Russiagate is now back in the news, with newly declassified documents largely debunking the claim that Russia interfered in the 2016 election to elect Donald Trump.
Documents now show that the NSA and FBI had “low confidence” that Russia stole the DNC emails and released them to Wikileaks, despite the fact that they claimed they had solid proof at the time.
They also show that the intelligence assessment was “based on the forensic evidence identified by a private cyber-firm,” referring to the Hillary Clinton campaign contracted private security firm “Crowdstrike,” whose CEO Shawn Henry admitted had “no evidence” that Russia exfiltrated data from the DNC server.
For many, Russiagate is seen as a partisan scandal, with Trump supporters arguing the hoax was simply a Democratic plot to take down Donald Trump.
However, there is an often-ignored geopolitical implication behind Russiagate. It was a neo-con Psy-Op designed to launch a new cold war with Russia, and eventually lead to the proxy war in Ukraine to weaken Russia, which has resulted in one million people being killed or wounded.
In this article, I will get into the hidden geopolitical implications behind Russiagate.
The Pre-2016 New Cold War.
Since the end of the Cold War, neo-conservative elements in the West have wanted to continue hostilities with Russia.
In 1999, NATO, led by Bill Clinton, bombed Serbia and Kosovo for 78 days.
While the intervention was done in the name of saving Albanians in Kosovo from the Yugoslav government, James Bisette, the former Canadian Ambassador to Yugoslavia, Albania, and Bulgaria, noted that, “long before the bombing it was NATO countries themselves that were inciting violence in Kosovo and attempting to destabilize that Serbian province.”
Bisette revealed that NATO was intentionally trying to incite violence in Kosovo to justify military intervention, writing:
As early as 1998, the central intelligence agency assisted by the British Special Armed Services were arming and training Kosovo Liberation Army members in Albania to foment armed rebellion in Kosovo.

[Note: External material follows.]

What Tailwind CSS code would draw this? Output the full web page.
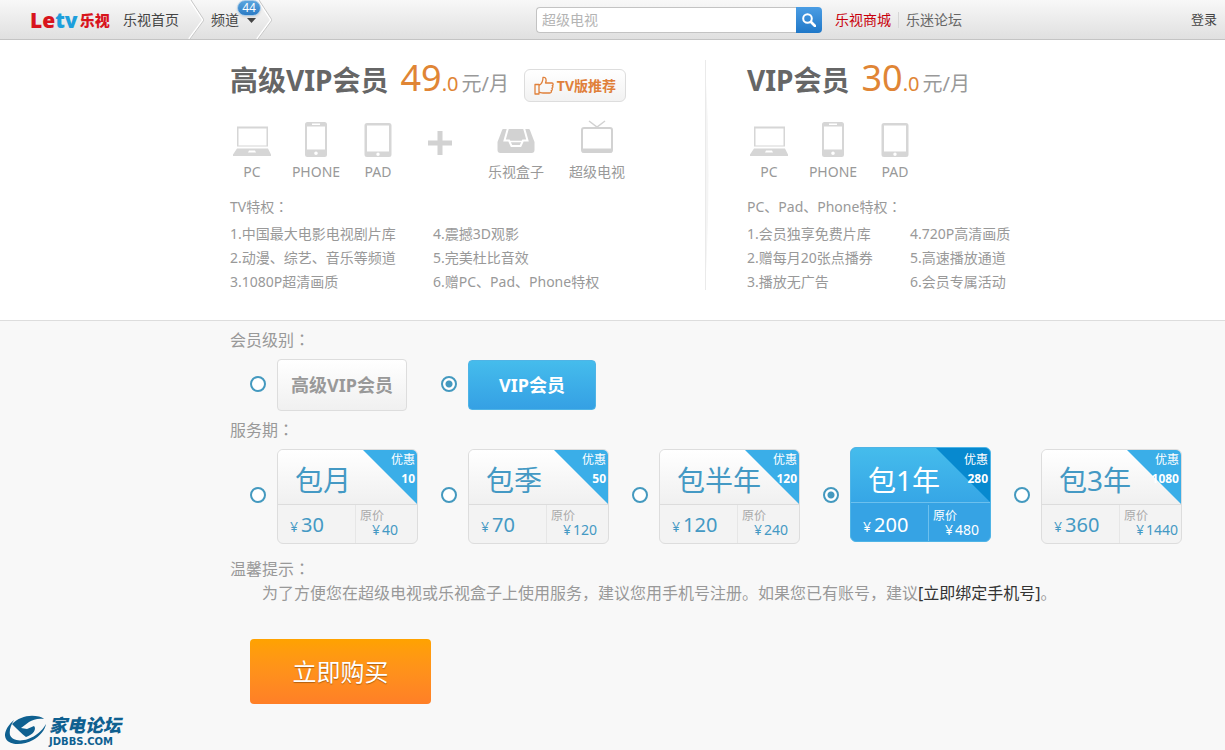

The KLA terrorists were sent back into Kosovo to assassinate Serbian mayors, ambush Serbian policemen and do everything possible to incite murder and chaos. The hope was that with Kosovo in flames NATO could intervene and in so doing, not only overthrow Slobodan Milosevic the Serbian strong man, but more importantly, provide the aging and increasingly irrelevant military organization with a reason for its continued existence.
Despite the fact that the intervention was billed as “humanitarian,” it was actually done for economic and geopolitical reasons. As Noam Chomsky noted :
Actually, we have for the first time a very authoritative comment on that from the highest level of Clinton administration, which is something that one could have surmised before, but now it is asserted. This is from Strobe Talbott who was in charge of the…he ran the Pentagon/State Department intelligence Joint Committee on the diplomacy during the whole affair including the bombing, so that’s very top of Clinton administration; he just wrote the forward to a book by his Director of Communications, John Norris, and in the forward he says if you really want to understand what the thinking was of the top of Clinton administration this is the book you should read and take a look on John Norris’s book and what he says is that the real purpose of the war had nothing to do with concern for Kosovar Albanians. It was because Serbia was not carrying out the required social and economic reforms, meaning it was the last corner of Europe which had not subordinated itself to the US-run neoliberal programs, so therefore it had to be eliminated. That’s from the highest level.
As Economist Jeffery Sachs put it, “NATO bombed Belgrade for 78 days with the goal of breaking Serbia apart and giving rise to an independent Kosovo, now home to a major NATO base in the Balkans”.
This intervention, leading to the breakup of the Russian-aligned state Yugoslavia, was the first major blow between U.S. and Russia relations.
As Noam Chomsky noted, “High U.S. officials confirm that it was primarily the bombing of Russian ally Serbia — without even informing them in advance — that reversed Russian efforts to work together with the U.S. somehow to construct a post-Cold War European security order”.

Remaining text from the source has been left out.